I was blown away by Day and Age at first listen, and then slightly less on the second listen, but then caught some new “aha” moments on my third and fourth listens! So that’s a good sign. I was worried at first when, after the cool new wave U2-esque rhythms that begin the album on its title track (hey, look at that, another U2 similarity), it moved into some familiar Peter Gabriel/Phil Collins vocal stylings with hokey late-’80s adult contemporary melodies. Uh oh! We’re losing balance on that tightrope! But then, like all good (and I mean good) prog rock bands, they’re able to give their wussy whimsical side some real edge, tension, and some humor. There’s this extended nervous bridge section with haunted child vocals that brought me right back into it.
The album strikes a good balance between the hokey Genesis playfulness and the sinister Porcupine Tree darkness. The first few minutes of “The Boy Who Stood Still” shows this middle ground, with actor Jason Isaacs narrating a fanciful tale about a boy who could make himself invisible (and it eventually twists into a metaphor for isolation) over some futuristic, syncopated electronic keyboard arpreggios. Tasteful use of keyboards is all over Day and Age, acting mostly as an industrial/electronic rhythm section instead of a lead instrument. I really like the Stewart Copeland-like rhythmic synth progression on “Island Life”, and closer is a cool piece of business with its slow semi-bombast, the vaguely industrial percussion, and the operatic backing vocals fading in and out during the chorus.
This is a contender for my coveted Token Prog Album of the Year position. Will this slot be filled by something else in the next three months?? Only time will tell! *snore*
Early Verdict:
Cannibal Corpse – Violence Unimagined
(April 16, 2021)
Nothing here that reminds me of U2! Except maybe that I’d rather look at the cover art than Bono’s stupid face! I never got the hype for Cannibal Corpse, but then again, I never gave anything else beyond their first two albums a chance. I’m wondering if a lot of their early success rode on shock value and other transgressive attributes that aren’t nearly as shocking or transgressive these days as they used to be. Listening back to their first two again, they’re interchangeable with any other death metal band of its time. Maybe they did it better? It’s hard for me to tell.
So, why not, how about their fifteenth album Violence Unimagined? The band takes pride in finding fresh, creative ways to display their overexaggerated obsession with gore and violent death. Not having heard 80% of their catalog, I can only assume that Cannibal Corpse is one of those tried-and-true stalwarts of death metal, and each new release appeases their rabid fans with as much Cannibal Corpse-y goodness as their previous album, year after year after year.
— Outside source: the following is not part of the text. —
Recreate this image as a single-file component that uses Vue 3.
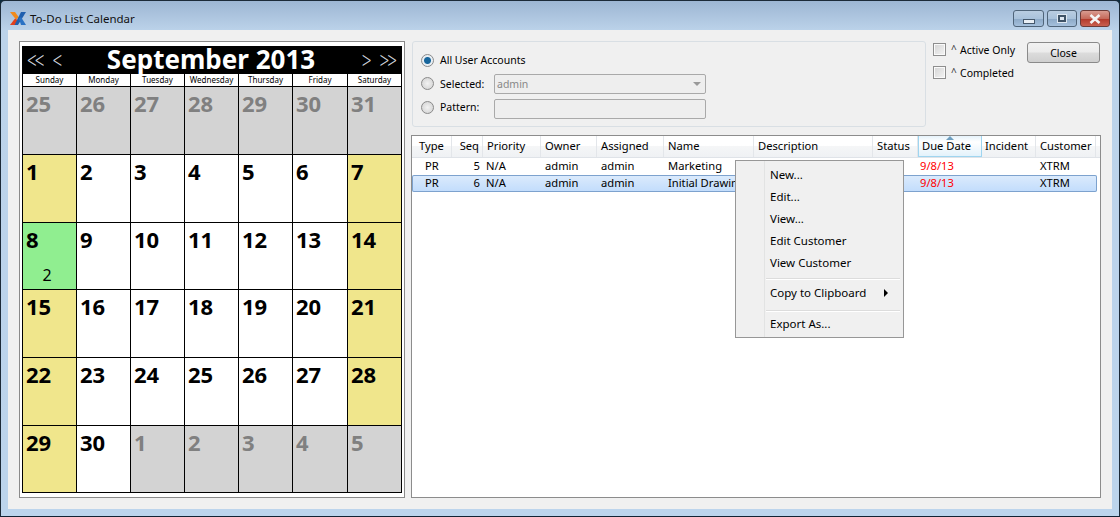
<template>
  <div class="window">
    <header class="titlebar">
      <svg class="logo" width="16" height="13" viewBox="0 0 16 14" preserveAspectRatio="none">
        <path d="M0 0h5l4 6-3 2z" fill="#f08a1c" />
        <path d="M0 14l5-7 3 2-3 5z" fill="#e2401c" />
        <path d="M16 0h-5L4.500 14h3.500z" fill="#1f5fae" />
        <path d="M9 7l2-1.500 5 8.500h-5z" fill="#2a72c4" />
      </svg>
      <span class="title">To-Do List Calendar</span>
      <div class="controls">
        <button class="ctl" type="button"><i class="min"></i></button>
        <button class="ctl ctl-max" type="button"><i class="max"></i></button>
        <button class="ctl close-x" type="button">
          <svg width="12" height="10" viewBox="0 0 12 10"><path d="M1.500 1l9 8M10.500 1l-9 8" stroke="#f4f4f4" stroke-width="2.600" /></svg>
        </button>
      </div>
    </header>

    <main class="body">
      <section class="cal-panel">
        <div class="calendar">
          <div class="cal-head">
            <div class="nav"><span class="dbl">&lt;&lt;</span><span>&lt;</span></div>
            <div class="month">September 2013</div>
            <div class="nav"><span>&gt;</span><span class="dbl">&gt;&gt;</span></div>
          </div>
          <div class="day-names">
            <div v-for="d in dayNames" :key="d">{{ d }}</div>
          </div>
          <div class="days">
            <div v-for="c in cells" :key="c.key" class="day" :class="c.kind">
              <span class="num">{{ c.n }}</span>
              <span v-if="c.count" class="count">{{ c.count }}</span>
            </div>
          </div>
        </div>
      </section>

      <section class="right">
        <div class="top">
          <div class="group">
            <div class="radio-row first">
              <span class="radio on"></span><label>All User Accounts</label>
            </div>
            <div class="radio-row">
              <span class="radio"></span><label class="lab">Selected:</label>
              <div class="field">admin<i class="caret"></i></div>
            </div>
            <div class="radio-row">
              <span class="radio up"></span><label class="lab up">Pattern:</label>
              <div class="field"></div>
            </div>
          </div>
          <div class="checks">
            <div class="check"><span class="box"></span><span class="hat">^</span>Active Only</div>
            <div class="check"><span class="box"></span><span class="hat">^</span>Completed</div>
          </div>
          <button class="close-btn" type="button">Close</button>
        </div>

        <div class="table">
          <div class="thead">
            <div
              v-for="c in columns"
              :key="c.name"
              class="th"
              :class="{ sorted: c.name === 'Due Date' }"
              :style="{ width: c.w + 'px' }"
            >{{ c.name }}</div>
          </div>
          <div
            v-for="r in rows"
            :key="r.seq"
            class="tr"
            :class="{ selected: r.selected }"
          >
            <div class="td c-type" style="width: 40px">PR</div>
            <div class="td c-seq" style="width: 31px">{{ r.seq }}</div>
            <div class="td" style="width: 58px">N/A</div>
            <div class="td pad" style="width: 56px">admin</div>
            <div class="td pad" style="width: 67px">admin</div>
            <div class="td pad" style="width: 90px">{{ r.name }}</div>
            <div class="td" style="width: 119px"></div>
            <div class="td" style="width: 45px"></div>
            <div class="td due" style="width: 64px">9/8/13</div>
            <div class="td" style="width: 54px"></div>
            <div class="td pad" style="width: 57px">XTRM</div>
          </div>

          <div class="menu">
            <template v-for="m in menu" :key="m.label">
              <div v-if="m.sep" class="sep" :class="m.sep"></div>
              <div class="item">
                {{ m.label }}
                <i v-if="m.sub" class="arrow"></i>
              </div>
            </template>
          </div>
        </div>
      </section>
    </main>
  </div>
</template>

<script setup>
const dayNames = ['Sunday', 'Monday', 'Tuesday', 'Wednesday', 'Thursday', 'Friday', 'Saturday']

const columns = [
  { name: 'Type', w: 40 },
  { name: 'Seq', w: 31 },
  { name: 'Priority', w: 58 },
  { name: 'Owner', w: 56 },
  { name: 'Assigned', w: 67 },
  { name: 'Name', w: 90 },
  { name: 'Description', w: 119 },
  { name: 'Status', w: 45 },
  { name: 'Due Date', w: 64 },
  { name: 'Incident', w: 54 },
  { name: 'Customer', w: 60 }
]

const rows = [
  { seq: 5, name: 'Marketing' },
  { seq: 6, name: 'Initial Drawing', selected: true }
]

const menu = [
  { label: 'New...' },
  { label: 'Edit...' },
  { label: 'View...' },
  { label: 'Edit Customer' },
  { label: 'View Customer' },
  { label: 'Copy to Clipboard', sep: 'sep-a', sub: true },
  { label: 'Export As...', sep: 'sep-b' }
]

// 6 weeks, Sep 2013 starts on a Sunday
const cells = []
for (const n of [25, 26, 27, 28, 29, 30, 31]) cells.push({ key: 'a' + n, n, kind: 'other' })
for (let n = 1; n <= 30; n++) {
  const dow = (n - 1) % 7
  let kind = dow === 0 || dow === 6 ? 'weekend' : ''
  if (n === 8) kind = 'today'
  cells.push({ key: 'b' + n, n, kind, count: n === 8 ? 2 : 0 })
}
for (const n of [1, 2, 3, 4, 5]) cells.push({ key: 'c' + n, n, kind: 'other' })
</script>

<style>
html, body {
  margin: 0;
  background: #0d2b3e;
}
</style>

<style scoped>
.window {
  width: 1120px;
  height: 517px;
  box-sizing: border-box;
  display: flex;
  flex-direction: column;
  background: linear-gradient(#9db6d3 0, #bcd3ea 30px, #bcd4ec 100%);
  border: 1px solid #1c2a38;
  border-bottom-color: #123;
  border-radius: 5px 5px 0 0;
  font-family: "Noto Sans", sans-serif;
  font-size: 11.2px;
  color: #000;
  overflow: hidden;
}

.titlebar {
  height: 29px;
  flex: none;
  display: flex;
  align-items: center;
  padding: 6px 0 0 9px;
  box-sizing: border-box;
}

.title {
  margin-left: 4px;
  font-size: 11.5px;
  color: #111;
}

.controls {
  margin-left: auto;
  margin-right: 9px;
  display: flex;
  gap: 3px;
}

.ctl {
  width: 31px;
  height: 17px;
  padding: 0;
  display: flex;
  align-items: center;
  justify-content: center;
  border: 1px solid #4f6479;
  border-radius: 3px;
  background: linear-gradient(#b9cde1, #a9c2db 50%, #8ca9c7 52%, #a5c0dc);
}

.ctl-max {
  width: 30px;
}

.ctl.close-x {
  width: 30px;
  border-color: #6d3a36;
  background: linear-gradient(#d99b90, #c66a5b 50%, #b2382a 52%, #c9604f);
}

.min {
  display: block;
  width: 10px;
  height: 3px;
  margin-top: 5px;
  background: #e9eff5;
  border: 1px solid #45586c;
}

.max {
  display: block;
  width: 4px;
  height: 3px;
  background: #dde7f1;
  border: 2px solid #3f5367;
  outline: 1px solid #dde7f1;
}

.body {
  flex: 1;
  margin: 0 7px 7px;
  background: #f0f0f0;
  display: flex;
  padding: 11px;
  gap: 6px;
}

.cal-panel {
  width: 386px;
  height: 457px;
  flex: none;
  box-sizing: border-box;
  border: 1px solid #8a8a8a;
  background: #fff;
  padding: 4px 2px;
}

.calendar {
  width: 380px;
  height: 447px;
  background: #000;
}

.cal-head {
  height: 27px;
  padding-bottom: 1px;
  display: flex;
  align-items: center;
  justify-content: space-between;
  padding-left: 5px;
  padding-right: 5px;
  color: #fff;
}

.month {
  font-weight: 700;
  font-size: 26px;
  line-height: 27px;
}

.nav {
  display: flex;
  gap: 10px;
  font-size: 17px;
  font-weight: 300;
  color: #cfd4dc;
  width: 69px;
}

.nav:last-child {
  justify-content: flex-end;
  gap: 8px;
  margin-right: 2px;
}

.nav span {
  display: inline-block;
  transform: scaleY(1.4);
}

.nav .dbl {
  letter-spacing: -2px;
}

.day-names {
  display: grid;
  grid-template-columns: repeat(5, 53px) 54px 53px;
  column-gap: 1px;
  padding: 0 1px;
  height: 12px;
  margin-bottom: 1px;
}

.day-names div {
  background: #fff;
  font-size: 8px;
  line-height: 12px;
  text-align: center;
}

.days {
  display: grid;
  grid-template-columns: repeat(5, 53px) 54px 53px;
  grid-template-rows: 67px 67px 66px 67px 67px 66px;
  gap: 1px;
  padding: 0 1px;
}

.day {
  background: #fff;
  padding: 4px 0 0 3px;
}

.num {
  display: block;
  font-weight: 700;
  font-size: 22px;
  line-height: 24px;
}

.other {
  background: #d3d3d3;
  color: #808080;
}

.weekend {
  background: #f0e68c;
}

.today {
  background: #90ee90;
}

.count {
  display: block;
  margin-top: 15px;
  padding-right: 8px;
  text-align: center;
  font-size: 16px;
  line-height: 18px;
}

.right {
  flex: 1;
  min-width: 0;
}

.top {
  height: 94px;
  display: flex;
  align-items: flex-start;
}

.group {
  width: 514px;
  height: 86px;
  box-sizing: border-box;
  border: 1px solid #d9dfe4;
  border-radius: 3px;
  padding: 11px 0 0 8px;
  margin-left: 1px;
  font-size: 10.5px;
}

.radio-row {
  height: 25px;
  display: flex;
  align-items: center;
}

.radio-row.first {
  height: 22px;
  margin-top: -4px;
}

.radio {
  width: 11px;
  height: 11px;
  border-radius: 50%;
  border: 1px solid #8a8a8a;
  background: radial-gradient(circle, #f2f2f2, #cfcfcf);
  margin-right: 6px;
  flex: none;
}

.radio.on {
  background: radial-gradient(circle, #17669c 0 3px, #e8eef3 4px);
}

.up {
  margin-top: -3px;
}

.lab {
  width: 54px;
}

.field {
  width: 212px;
  height: 20px;
  box-sizing: border-box;
  border: 1px solid #a9a9a9;
  border-radius: 2px;
  background: #eee;
  color: #888;
  line-height: 18px;
  padding-left: 2px;
  position: relative;
}

.caret {
  position: absolute;
  right: 4px;
  top: 7px;
  border-left: 4px solid transparent;
  border-right: 4px solid transparent;
  border-top: 4px solid #999;
}

.checks {
  width: 94px;
  margin-left: 7px;
  margin-top: -3px;
  font-size: 10.5px;
}

.check {
  height: 23px;
  display: flex;
  align-items: center;
  white-space: nowrap;
}

.box {
  width: 11px;
  height: 11px;
  border: 1px solid #8e8e8e;
  background: linear-gradient(135deg, #d4d4d4, #f4f4f4);
  box-shadow: inset 0 0 0 1px #fafafa;
  margin-right: 5px;
  flex: none;
}

.hat {
  width: 9px;
  font-size: 10px;
  margin-top: -2px;
  color: #333;
}

.close-btn {
  width: 73px;
  height: 21px;
  margin-top: 1px;
  box-sizing: border-box;
  padding: 0;
  border: 1px solid #8a8a8a;
  border-radius: 3px;
  background: linear-gradient(#f2f2f2, #ebebeb 48%, #dcdcdc 52%, #cfcfcf);
  font-family: inherit;
  font-size: 10.5px;
  color: #000;
}

.table {
  width: 690px;
  height: 363px;
  box-sizing: border-box;
  border: 1px solid #8c8c8c;
  background: #fff;
  position: relative;
}

.thead {
  display: flex;
  height: 21px;
  background: linear-gradient(#fff 45%, #f5f6f7 50%, #eff1f4);
  border-bottom: 1px solid #dfe3e8;
}

.th {
  box-sizing: border-box;
  border-right: 1px solid #e3e6ea;
  padding-left: 7px;
  line-height: 20px;
  white-space: nowrap;
  flex: none;
  overflow: hidden;
}

.th:nth-child(2) {
  text-align: right;
  padding-right: 3px;
}

.th:nth-child(n + 3) {
  padding-left: 4px;
}

.th:nth-child(10) {
  padding-left: 3px;
}

.th.sorted {
  background: linear-gradient(#e6f3fb, #fff 30%, #e3f2fb);
  border: 1px solid #9fd5f0;
  border-top: 0;
  padding-left: 3px;
  position: relative;
}

.th.sorted::before {
  content: "";
  position: absolute;
  left: 27px;
  top: 0;
  border-left: 4px solid transparent;
  border-right: 4px solid transparent;
  border-bottom: 4px solid #6f9fc0;
}

.tr {
  display: flex;
  height: 17px;
  line-height: 15px;
  box-sizing: border-box;
}

.tr.selected {
  width: 685px;
  border-radius: 2px;
  box-shadow: inset 0 0 0 1px #7da2ce;
  background: linear-gradient(#dcebfc, #c1dcfc);
}

.td {
  flex: none;
  box-sizing: border-box;
  padding-left: 3px;
  white-space: nowrap;
  overflow: hidden;
}

.td.pad {
  padding-left: 4px;
}

.td.c-type {
  padding-left: 13px;
}

.td.c-seq {
  text-align: right;
  padding-right: 3px;
}

.td.due {
  color: #f00;
  padding-left: 2px;
}

.menu {
  position: absolute;
  left: 323px;
  top: 24px;
  width: 169px;
  height: 178px;
  box-sizing: border-box;
  border: 1px solid #979797;
  background: linear-gradient(90deg, #f0f0f0 28px, #e2e3e3 28px, #e2e3e3 29px, #f0f0f0 29px);
  padding: 3px 2px 2px;
  font-size: 11.5px;
}

.item {
  height: 22px;
  line-height: 22px;
  padding-left: 32px;
  position: relative;
}

.sep {
  height: 1px;
  margin-left: 28px;
  margin-right: 1px;
  background: #dcdcdc;
  border-bottom: 1px solid #fff;
}

.sep-a {
  margin-top: 4px;
  margin-bottom: 2px;
}

.sep-b {
  margin-top: 6px;
  margin-bottom: 1px;
}

.arrow {
  position: absolute;
  right: 13px;
  top: 7px;
  border-top: 4px solid transparent;
  border-bottom: 4px solid transparent;
  border-left: 4px solid #000;
}
</style>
Taking it on its own merits, which is how everything should be taken, this is some good stuff. Chunky riffs aplenty, with throaty, raspy, intelligible growls, and interesting guitar parts that alternate between hard-hitting, punctuating staccato, and lazy swirling around the pummeling blast beats. And the sequencing! Just when you think you’ve had enough of the style, they throw in a song like “Slowly Sawn” with hella interesting guitar scales dotting the fetid musical landscape.
Of course, lyrics like “Protracted slaughter/Slowly cut apart/Every day, another stroke/Serrated edge slicing/Through tendons and bone” are way more poetic than anything I could possibly contribute to this review, silver-tongued as I may be. So I’ll just leave it at that.